Calgary had its first moment in the international spotlight in 1988 when it became the first Canadian city to host the Winter Olympics. Earlier this year it was back in the news for a more unfortunate reason – the devastating floods that hit downtown. We all saw the sobering images of residents being evacuated by boat as the Bow and Elbow Rivers spilled into the main thoroughfares, and we all held our breath hoping that the animals at the zoo were going to be safe. The damage was unspeakable and it looked like it could take years for things to get back to normal.
Those images were still lingering in the back of our minds as we planned our late-summer trip to Alberta … still, we were going to be so close. We decided to take a chance and spend a couple of days exploring Calgary – and I’m so glad we did!
More than a million people call Calgary home, and yet it’s an extremely walkable city.

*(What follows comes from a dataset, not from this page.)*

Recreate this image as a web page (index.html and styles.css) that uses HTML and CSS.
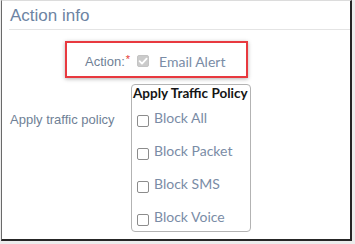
FILE: index.html
```html
<!DOCTYPE html>
<html lang="en">
<head>
<meta charset="utf-8">
<title>Action info</title>
<link rel="stylesheet" href="styles.css">
</head>
<body>
<div class="frame">
  <h2 class="section-title">Action info</h2>
  <div class="highlight">
    <span class="field-label">Action:<span class="req">*</span></span>
    <span class="cb cb-disabled">
      <svg viewBox="0 0 12 12" width="12" height="12"><path d="M2.6 6.2 L5 8.6 L9.6 3.6" fill="none" stroke="#ffffff" stroke-width="1.8" stroke-linecap="round" stroke-linejoin="round"/></svg>
    </span>
    <span class="opt-text">Email Alert</span>
  </div>
  <div class="policy-row">
    <span class="row-label">Apply traffic policy</span>
    <div class="policy-box">
      <div class="policy-title">Apply Traffic Policy</div>
      <ul class="policy-list">
        <li class="policy-item"><span class="cb"></span><span class="opt-text">Block All</span></li>
        <li class="policy-item"><span class="cb"></span><span class="opt-text">Block Packet</span></li>
        <li class="policy-item"><span class="cb"></span><span class="opt-text">Block SMS</span></li>
        <li class="policy-item"><span class="cb"></span><span class="opt-text">Block Voice</span></li>
      </ul>
    </div>
  </div>
</div>
</body>
</html>
```

FILE: styles.css
```css
html, body {
  margin: 0;
  padding: 0;
}
body {
  background: #ececec;
  width: 355px;
  height: 244px;
  overflow: hidden;
}
.frame {
  box-sizing: border-box;
  margin-left: 1px;
  width: 351px;
  height: 241px;
  background: #ffffff;
  border-top: 1px solid #dcdcdc;
  border-left: 1px solid #6a6a6a;
  border-right: 2px solid #262626;
  border-bottom: 2px solid #262626;
  font-family: "Liberation Sans", Arial, sans-serif;
  overflow: hidden;
}
.section-title {
  margin: 0 0 0 7px;
  padding: 5px 0 3px 1px;
  font-size: 17px;
  line-height: 20px;
  font-weight: normal;
  color: #6d84a3;
  border-bottom: 1px solid #e4e4e4;
}
.highlight {
  box-sizing: border-box;
  margin: 11px 0 0 63px;
  width: 183px;
  height: 37px;
  border: 2px solid #e8393f;
  box-shadow: 0 1px 4px rgba(0, 0, 0, 0.3);
  display: flex;
  align-items: center;
  padding: 3px 0 0 18px;
}
.field-label {
  font-size: 13px;
  line-height: 15px;
  color: #6f7f96;
  margin-right: 7px;
}
.req {
  color: #e53935;
  font-size: 11px;
  vertical-align: top;
  position: relative;
  top: -2px;
  margin-left: 1px;
}
.cb {
  box-sizing: border-box;
  flex: none;
  width: 12px;
  height: 12px;
  border: 1px solid #8c8c8c;
  border-radius: 2px;
  background: #ffffff;
  display: inline-flex;
}
.cb-disabled {
  background: #cbcbcb;
  border-color: #c4c4c4;
  margin-right: 10px;
}
.cb-disabled svg {
  display: block;
  margin: -1px;
}
.opt-text {
  font-family: Lato, "Liberation Sans", sans-serif;
  font-size: 14px;
  line-height: 17px;
  color: #7a8ca6;
}
.policy-row {
  display: flex;
  align-items: flex-start;
  margin-top: 6px;
}
.row-label {
  box-sizing: border-box;
  width: 129px;
  padding-left: 8px;
  margin-top: 28px;
  font-size: 13px;
  line-height: 15px;
  color: #6f7f96;
  flex: none;
}
.policy-box {
  box-sizing: border-box;
  width: 120px;
  height: 148px;
  border: 1px solid #b3b3b3;
  border-radius: 4px;
  padding: 0 0 0 1px;
}
.policy-title {
  font-family: Lato, "Liberation Sans", sans-serif;
  font-weight: bold;
  font-size: 13.5px;
  line-height: 16px;
  color: #151515;
  white-space: nowrap;
}
.policy-list {
  list-style: none;
  margin: 8px 0 0 0;
  padding: 0 0 0 4px;
  display: flex;
  flex-direction: column;
  gap: 15px;
}
.policy-item {
  display: flex;
  align-items: flex-start;
  gap: 5px;
}
.policy-item .cb {
  margin-top: 6px;
}
```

We parked the car in the Historic Inglewood District, just east of downtown, and jumped on the walking path that follows the Bow River. We meandered through Fort Calgary Historic Park and then made our way toward Calgary Tower.
Some evidence of the flooding remains – like a bridge across the river that was washed out and is being reconstructed – but, for the most part, things are back to normal. Downtown Calgary is a lovely mosaic of unique neighborhoods, and we spent the whole day wandering from one to the next. Just a couple of blocks from Calgary Tower we happened upon the Stephen Avenue Walk, several city blocks where the street is closed to vehicle traffic and people can mosey along window shopping and people watching.

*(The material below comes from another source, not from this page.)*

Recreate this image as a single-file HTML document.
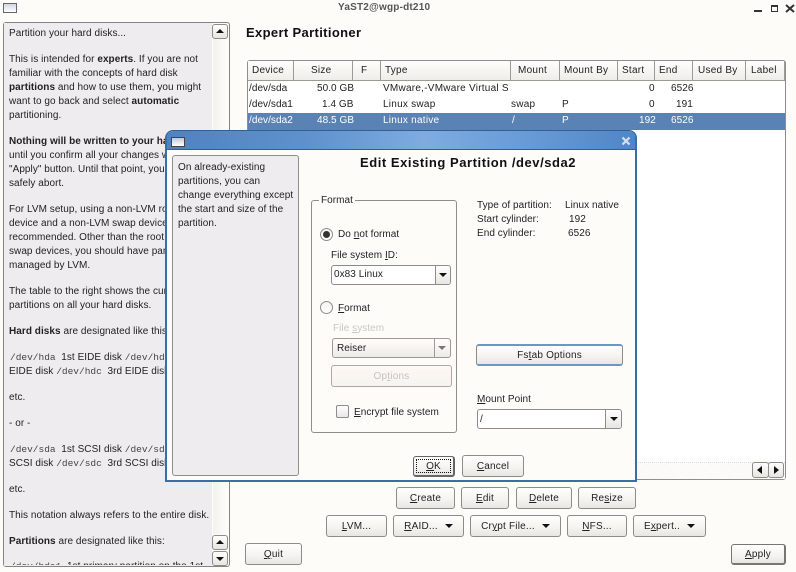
<!DOCTYPE html>
<html><head><meta charset="utf-8"><style>
html,body{margin:0;padding:0;width:796px;height:572px;overflow:hidden;background:#fefcf8}
body{position:relative;font-family:"Liberation Sans",sans-serif;font-size:10px;color:#222}
.a{position:absolute;box-sizing:border-box}
.t{position:absolute;white-space:nowrap;line-height:14px;height:14px;letter-spacing:.05px;margin-top:1px}
.m{font-family:"Liberation Mono",monospace;font-size:9.5px;color:#444;letter-spacing:0}
.btn{position:absolute;box-sizing:border-box;border:1px solid #8d8c88;border-radius:3px;background:linear-gradient(#fffefc,#f6f4f0 55%,#e8e6e1);text-align:center;white-space:nowrap;letter-spacing:.2px;line-height:21px}
.arr{display:inline-block;width:0;height:0;border-left:4px solid transparent;border-right:4px solid transparent;border-top:4px solid #111;vertical-align:1px;margin-left:7px}
.sb{position:absolute;box-sizing:border-box;border:1px solid #8d8c88;border-radius:3px;background:linear-gradient(#fffefc,#e8e6e1)}
.up:after,.dn:after{content:"";position:absolute;left:3px;width:0;height:0;border-left:4px solid transparent;border-right:4px solid transparent}
.up:after{top:4px;border-bottom:4px solid #111}
.dn:after{top:5px;border-top:4px solid #111}
.hd{position:absolute;top:61px;height:20px;box-sizing:border-box;border-right:1px solid #9b9a95;border-bottom:1px solid #9b9a95;background:linear-gradient(#fffefc,#efede8);line-height:20px;white-space:nowrap;letter-spacing:.25px;padding-left:4px}
.rad{position:absolute;box-sizing:border-box;width:13px;height:13px;border:1px solid #8d8c88;border-radius:50%;background:linear-gradient(#f4f3f0,#fff)}
.r{letter-spacing:.25px}
</style></head><body>

<!-- WM titlebar -->
<div class="a" style="left:3px;top:3px;width:14px;height:10px;border:1px solid #666;background:linear-gradient(#cfd5e6,#fff)"></div>
<div class="t" style="left:338px;top:0px;font-weight:bold;color:#555;font-size:10px;letter-spacing:.2px">YaST2@wgp-dt210</div>
<div class="a" style="left:754px;top:10px;width:8px;height:2px;background:#333"></div>
<div class="a" style="left:771px;top:5px;width:7px;height:7px;border:1px solid #333;border-top-width:2px"></div>
<svg class="a" style="left:785px;top:4px" width="10" height="9"><path d="M1 1L9 8M9 1L1 8" stroke="#333" stroke-width="2"/></svg>

<!-- Left help panel -->
<div class="a" style="left:3px;top:22px;width:227px;height:545px;border:1px solid #858480;border-radius:3px;background:#fefcf8"></div>
<div class="a" style="left:4px;top:23px;width:208px;height:543px;background:#eeecef"></div>
<div class="sb up" style="left:212px;top:24px;width:16px;height:15px"></div>
<div class="a" style="left:213px;top:39px;width:15px;height:495px;background:linear-gradient(90deg,#f4f2ee,#fffdf9)"></div>
<div class="sb up" style="left:212px;top:535px;width:16px;height:15px"></div>
<div class="sb dn" style="left:212px;top:551px;width:16px;height:15px"></div>

<div class="t" style="left:9px;top:26px">Partition your hard disks...</div>
<div class="t" style="left:9px;top:52px">This is intended for <b>experts</b>. If you are not</div>
<div class="t" style="left:9px;top:66px">familiar with the concepts of hard disk</div>
<div class="t" style="left:9px;top:80px"><b>partitions</b> and how to use them, you might</div>
<div class="t" style="left:9px;top:94px">want to go back and select <b>automatic</b></div>
<div class="t" style="left:9px;top:108px">partitioning.</div>
<div class="t" style="left:9px;top:134px"><b>Nothing will be written to your hard disk</b></div>
<div class="t" style="left:9px;top:148px">until you confirm all your changes with the</div>
<div class="t" style="left:9px;top:162px">"Apply" button. Until that point, you can</div>
<div class="t" style="left:9px;top:176px">safely abort.</div>
<div class="t" style="left:9px;top:202px">For LVM setup, using a non-LVM root</div>
<div class="t" style="left:9px;top:216px">device and a non-LVM swap device is</div>
<div class="t" style="left:9px;top:230px">recommended. Other than the root and</div>
<div class="t" style="left:9px;top:244px">swap devices, you should have partitions</div>
<div class="t" style="left:9px;top:258px">managed by LVM.</div>
<div class="t" style="left:9px;top:284px">The table to the right shows the current</div>
<div class="t" style="left:9px;top:298px">partitions on all your hard disks.</div>
<div class="t" style="left:9px;top:324px"><b>Hard disks</b> are designated like this</div>
<div class="t" style="left:10px;top:350px"><span class="m">/dev/hda</span> &nbsp;1st EIDE disk <span class="m">/dev/hdb</span></div>
<div class="t" style="left:9px;top:364px">EIDE disk <span class="m">/dev/hdc</span> &nbsp;3rd EIDE disk</div>
<div class="t" style="left:9px;top:390px">etc.</div>
<div class="t" style="left:9px;top:416px">- or -</div>
<div class="t" style="left:10px;top:442px"><span class="m">/dev/sda</span> &nbsp;1st SCSI disk <span class="m">/dev/sdb</span></div>
<div class="t" style="left:9px;top:456px">SCSI disk <span class="m">/dev/sdc</span> &nbsp;3rd SCSI disk</div>
<div class="t" style="left:9px;top:482px">etc.</div>
<div class="t" style="left:9px;top:508px">This notation always refers to the entire disk.</div>
<div class="t" style="left:9px;top:534px"><b>Partitions</b> are designated like this:</div>
<div class="a" style="left:4px;top:560px;width:208px;height:5px;overflow:hidden"><div class="t" style="left:6px;top:-1px"><span class="m">/dev/hda1</span> &nbsp;1st primary partition on the 1st</div></div>

<!-- Right header -->
<div class="t" style="left:246px;top:25px;font-weight:bold;font-size:13px;color:#111;letter-spacing:.35px">Expert Partitioner</div>

<!-- Table -->
<div class="a" style="left:247px;top:60px;width:539px;height:420px;border:1px solid #8f8e8a;border-radius:3px;background:#fff"></div>
<div class="hd" style="left:248px;width:46px">Device</div>
<div class="hd" style="left:294px;width:59px;padding-left:17px">Size</div>
<div class="hd" style="left:353px;width:28px;padding-left:8px">F</div>
<div class="hd" style="left:381px;width:130px">Type</div>
<div class="hd" style="left:511px;width:49px;padding-left:7px">Mount</div>
<div class="hd" style="left:560px;width:58px">Mount By</div>
<div class="hd" style="left:618px;width:37px">Start</div>
<div class="hd" style="left:655px;width:38px">End</div>
<div class="hd" style="left:693px;width:53px;padding-left:5px">Used By</div>
<div class="hd" style="left:746px;width:39px;padding-left:5px">Label</div>

<div class="t" style="left:249px;top:81px">/dev/sda</div>
<div class="t" style="left:317px;top:81px">50.0 GB</div>
<div class="t r" style="left:383px;top:81px">VMware,-VMware Virtual S</div>
<div class="t" style="left:649px;top:81px">0</div>
<div class="t" style="left:671px;top:81px">6526</div>

<div class="t" style="left:249px;top:97px">/dev/sda1</div>
<div class="t" style="left:322px;top:97px">1.4 GB</div>
<div class="t r" style="left:383px;top:97px">Linux swap</div>
<div class="t r" style="left:511px;top:97px">swap</div>
<div class="t" style="left:562px;top:97px">P</div>
<div class="t" style="left:649px;top:97px">0</div>
<div class="t" style="left:676px;top:97px">191</div>

<div class="a" style="left:248px;top:113px;width:537px;height:17px;background:#5a82b5"></div>
<div class="t" style="left:249px;top:113px;color:#fff">/dev/sda2</div>
<div class="t" style="left:317px;top:113px;color:#fff">48.5 GB</div>
<div class="t r" style="left:383px;top:113px;color:#fff">Linux native</div>
<div class="t" style="left:512px;top:113px;color:#fff">/</div>
<div class="t" style="left:562px;top:113px;color:#fff">P</div>
<div class="t" style="left:639px;top:113px;color:#fff">192</div>
<div class="t" style="left:671px;top:113px;color:#fff">6526</div>

<div class="a" style="left:248px;top:462px;width:537px;height:17px;background:repeating-linear-gradient(45deg,#f7f6f3 0 1px,#fff 1px 2px);border-top:1px dotted #ddd"></div>
<div class="sb" style="left:752px;top:462px;width:17px;height:16px"><div class="a" style="left:4px;top:3px;border-top:4px solid transparent;border-bottom:4px solid transparent;border-right:5px solid #111"></div></div>
<div class="sb" style="left:768px;top:462px;width:16px;height:16px"><div class="a" style="left:5px;top:3px;border-top:4px solid transparent;border-bottom:4px solid transparent;border-left:5px solid #111"></div></div>

<!-- Bottom buttons -->
<div class="btn" style="left:396px;top:487px;width:59px;height:22px"><u>C</u>reate</div>
<div class="btn" style="left:461px;top:487px;width:48px;height:22px"><u>E</u>dit</div>
<div class="btn" style="left:516px;top:487px;width:56px;height:22px"><u>D</u>elete</div>
<div class="btn" style="left:578px;top:487px;width:58px;height:22px">Re<u>s</u>ize</div>
<div class="btn" style="left:326px;top:515px;width:61px;height:22px"><u>L</u>VM...</div>
<div class="btn" style="left:393px;top:515px;width:71px;height:22px"><u>R</u>AID...<span class="arr"></span></div>
<div class="btn" style="left:470px;top:515px;width:91px;height:22px">Cr<u>y</u>pt File...<span class="arr"></span></div>
<div class="btn" style="left:567px;top:515px;width:60px;height:22px"><u>N</u>FS...</div>
<div class="btn" style="left:633px;top:515px;width:73px;height:22px">E<u>x</u>pert..<span class="arr"></span></div>
<div class="btn" style="left:245px;top:543px;width:57px;height:22px"><u>Q</u>uit</div>
<div class="btn" style="left:731px;top:544px;width:55px;height:21px;border-color:#77766f;border-width:1px 2px 2px 1px;line-height:19px"><u>A</u>pply</div>

<!-- Dialog -->
<div class="a" style="left:165px;top:130px;width:472px;height:352px;background:#fefcf8;border:2px solid #3b6da6;border-top:1px solid #2f6198;border-radius:8px 8px 0 0"></div>
<div class="a" style="left:167px;top:131px;width:468px;height:19px;border-radius:6px 6px 0 0;background:linear-gradient(90deg,#4f82c0,#5f91cc 30%,#7fabe0 55%,#6a9cd8 75%,#5086c6);border-bottom:1px solid #2f5f96"></div>
<div class="a" style="left:171px;top:137px;width:14px;height:10px;border:1px solid #444;background:linear-gradient(#bfc8dc,#fff)"></div>
<svg class="a" style="left:621px;top:136px" width="10" height="10"><path d="M1.5 1.5L8.5 8.5M8.5 1.5L1.5 8.5" stroke="#d3e0ef" stroke-width="2.2"/></svg>

<!-- dialog help -->
<div class="a" style="left:172px;top:155px;width:127px;height:321px;border:1px solid #8f8e8a;border-radius:3px;background:#eeecef"></div>
<div class="t" style="left:178px;top:160px">On already-existing</div>
<div class="t" style="left:178px;top:174px">partitions, you can</div>
<div class="t" style="left:178px;top:188px">change everything except</div>
<div class="t" style="left:178px;top:202px">the start and size of the</div>
<div class="t" style="left:178px;top:216px">partition.</div>

<div class="t" style="left:360px;top:155px;font-weight:bold;font-size:13px;color:#111;letter-spacing:.55px">Edit Existing Partition /dev/sda2</div>

<!-- Format group -->
<div class="a" style="left:311px;top:200px;width:146px;height:233px;border:1px solid #8f8e8a;border-radius:3px"></div>
<div class="t" style="left:319px;top:193px;background:#fefcf8;padding:0 2px">Format</div>

<div class="rad" style="left:320px;top:228px"><div class="a" style="left:2px;top:2px;width:7px;height:7px;border-radius:50%;background:#333"></div></div>
<div class="t" style="left:338px;top:227px">Do <u>n</u>ot format</div>
<div class="t" style="left:331px;top:248px">File system <u>I</u>D:</div>
<div class="a" style="left:331px;top:265px;width:120px;height:20px;border:1px solid #8d8c88;border-radius:3px;background:#fff"></div>
<div class="a" style="left:435px;top:266px;width:15px;height:18px;border-left:1px solid #8d8c88;border-radius:0 3px 3px 0;background:linear-gradient(#fffefc,#e8e6e1)"><div class="a" style="left:3px;top:7px;border-left:4px solid transparent;border-right:4px solid transparent;border-top:4px solid #111"></div></div>
<div class="t" style="left:334px;top:267px">0x83 Linux</div>

<div class="rad" style="left:320px;top:301px"></div>
<div class="t" style="left:338px;top:301px"><u>F</u>ormat</div>
<div class="t" style="left:333px;top:321px;color:#c8c7c4">File <u>s</u>ystem</div>
<div class="a" style="left:332px;top:338px;width:119px;height:20px;border:1px solid #9b9a95;border-radius:3px;background:linear-gradient(#fffcfa,#eeece8)"></div>
<div class="a" style="left:434px;top:339px;width:1px;height:18px;background:#9b9a95"></div>
<div class="a" style="left:438px;top:346px;border-left:4px solid transparent;border-right:4px solid transparent;border-top:4px solid #777"></div>
<div class="t" style="left:337px;top:341px">Reiser</div>
<div class="btn" style="left:331px;top:365px;width:121px;height:22px;border-color:#aaa9a5;color:#c4c3c0;background:linear-gradient(#fff8f5,#f6f3ef)">Op<u>t</u>ions</div>
<div class="a" style="left:336px;top:405px;width:13px;height:13px;border:1px solid #8d8c88;border-radius:2px;background:linear-gradient(#fff,#e8e6e6)"></div>
<div class="t" style="left:354px;top:405px"><u>E</u>ncrypt file system</div>

<!-- Info -->
<div class="t" style="left:477px;top:198px">Type of partition:</div>
<div class="t" style="left:565px;top:198px">Linux native</div>
<div class="t" style="left:477px;top:212px">Start cylinder:</div>
<div class="t" style="left:569px;top:212px">192</div>
<div class="t" style="left:477px;top:226px">End cylinder:</div>
<div class="t" style="left:568px;top:226px">6526</div>

<div class="btn" style="left:476px;top:344px;width:147px;height:22px;border-color:#6d7f9a #8d8c88;border-top:2px solid #6f95c6;border-bottom:2px solid #6f95c6;line-height:19px">Fs<u>t</u>ab Options</div>
<div class="t" style="left:477px;top:392px"><u>M</u>ount Point</div>
<div class="a" style="left:477px;top:409px;width:145px;height:20px;border:1px solid #8d8c88;border-radius:3px;background:#fff"></div>
<div class="a" style="left:605px;top:410px;width:16px;height:18px;border-left:1px solid #8d8c88;border-radius:0 3px 3px 0;background:linear-gradient(#fffefc,#e8e6e1)"><div class="a" style="left:4px;top:7px;border-left:4px solid transparent;border-right:4px solid transparent;border-top:4px solid #111"></div></div>
<div class="t" style="left:480px;top:412px">/</div>

<div class="btn" style="left:413px;top:456px;width:42px;height:21px;border-color:#666;border-width:1px 2px 2px 1px;line-height:19px"><u>O</u>K<div class="a" style="left:2px;top:2px;width:35px;height:14px;border:1px dotted #111"></div></div>
<div class="btn" style="left:462px;top:455px;width:62px;height:22px"><u>C</u>ancel</div>

</body></html>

A significant event in Calgary’s history was the arrival of the Canadian Pacific Railway in 1883, which spurred the city’s growth. In 1996, the CPR relocated their headquarters from Montreal to Calgary and a stroll over to their building to see the restored locomotive is worth your time.
When lunchtime rolled around, we figured out that Calgary is one of those cities that doesn’t allow pets to join you at a restaurant’s outdoor seating area if it’s enclosed, which many of them are. However, if you keep a lookout for cafés that have a few tables on the sidewalk with no barrier restricting access, like these …
… they’re more than happy to allow your pet to join you at the table. Woof!
When the boys were tired of the sidewalks and ready for a little grass between their toes, we made our way back to the river. The entire shore line, on both sides, plus a couple of islands in between, is green space and Ty and Buster found the sniffing opportunities to be plentiful. It’s a wonderful spot to find a bench in the sunshine and admire the skyline.
And, when it was time to hit the road, we crossed one of the bridges and found the walking path on the other side of the river along Memorial Drive, which took us down by the zoo, across another bridge, and back to the car.
If you’re looking for pet friendly hotels in Calgary, you’ll find a nice selection. If you’re on a budget, consider staying in a suburb near the train line – the rates will be lower and pets can ride Calgary’s public transit system for free! The only rule that you need to be aware of is that dogs must be on leash and other pets must be in a carrier.
This trip to Calgary was short, but sweet, and we easily could have spent several more days exploring the area. We’ll look forward to spending more time here on our next visit!